Sensitivity of Simulated Tropical Cyclone Structure and Intensity to Horizontal Resolution

Gentry, Megan S.; Lackmann, Gary M.
March 2010
Monthly Weather Review;Mar2010, Vol. 138 Issue 3, p688
Academic Journal
The Weather Research and Forecasting (WRF) model is used to test the sensitivity of simulations of Hurricane Ivan (2004) to changes in horizontal grid spacing for grid lengths from 8 to 1 km. As resolution is increased, minimum central pressure decreases significantly (by 30 hPa from 8- to 1-km grid spacing), although this increase in intensity is not uniform across similar reductions in grid spacing, even when pressure fields are interpolated to a common grid. This implies that the additional strengthening of the simulated tropical cyclone (TC) at higher resolution is not attributable to sampling, but is due to changes in the representation of physical processes important to TC intensity. The most apparent changes in simulated TC structure with resolution occur near a grid length of 4 km.
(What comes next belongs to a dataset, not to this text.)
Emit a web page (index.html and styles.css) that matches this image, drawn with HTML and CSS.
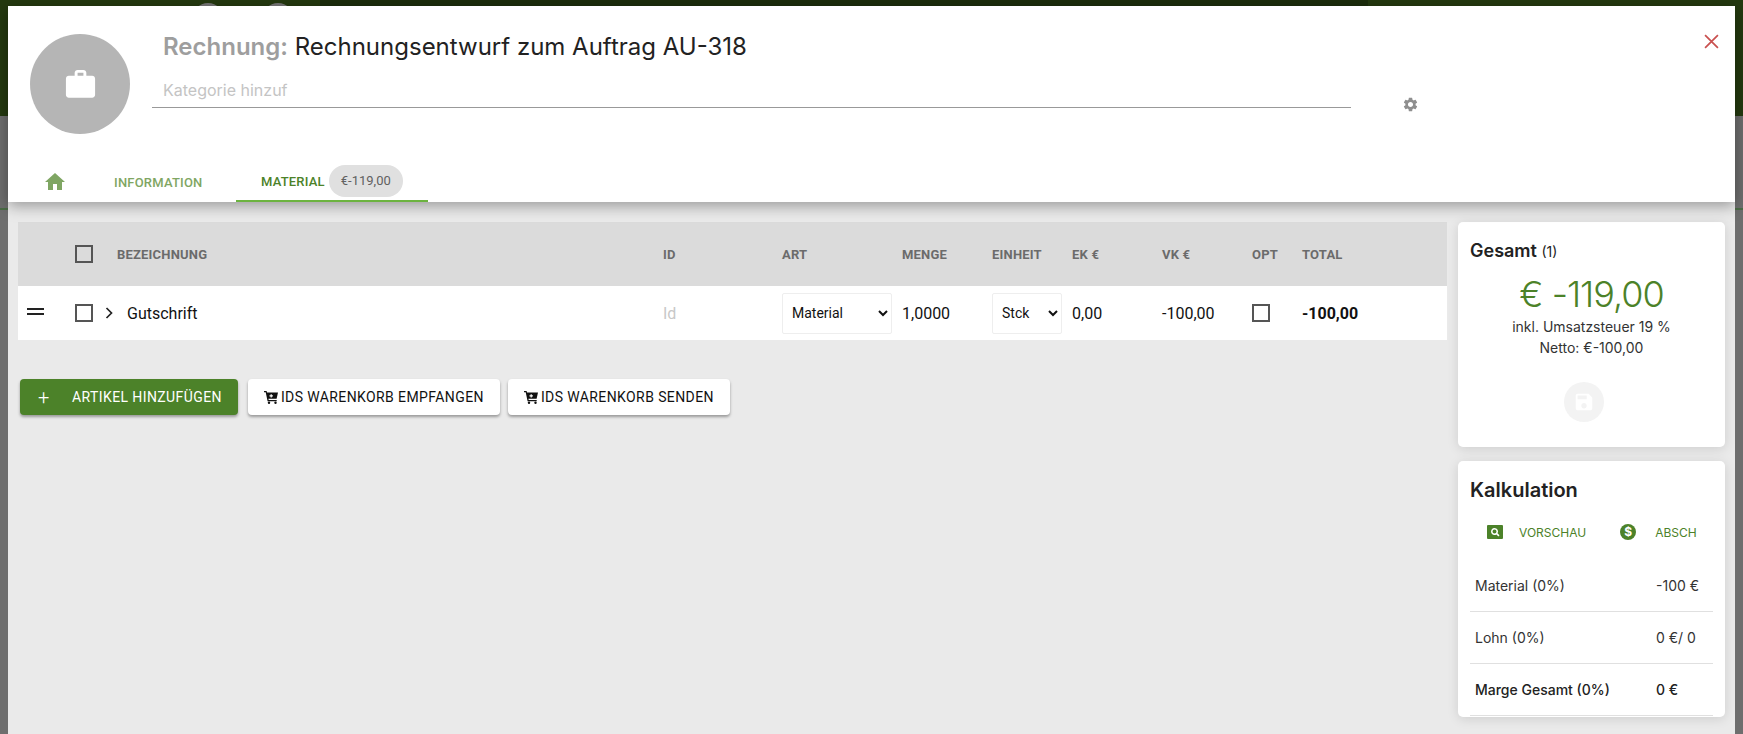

At 4-km grid spacing and below, polygonal eyewall segments appear, suggestive of breaking vortex Rossby waves. With sub-4-km grid lengths, localized, intense updraft cores within the eyewall are numerous and both polygonal and circular eyewall shapes appear regularly. Higher-resolution simulations produce a greater variety of shapes, transitioning more frequently between polygonal and circular eyewalls relative to lower-resolution simulations. It is hypothesized that this is because of the ability to resolve a greater range of wavenumbers in high-resolution simulations. Also, as resolution is increased, a broader range of updraft and downdraft velocities is present in the eyewall. These results suggest that grid spacing of 2 km or less is needed for representation of important physical processes in the TC eyewall. Grid-length and domain size suggestions for operational prediction are provided; for operational prediction, a grid length of 3 km or less is recommended.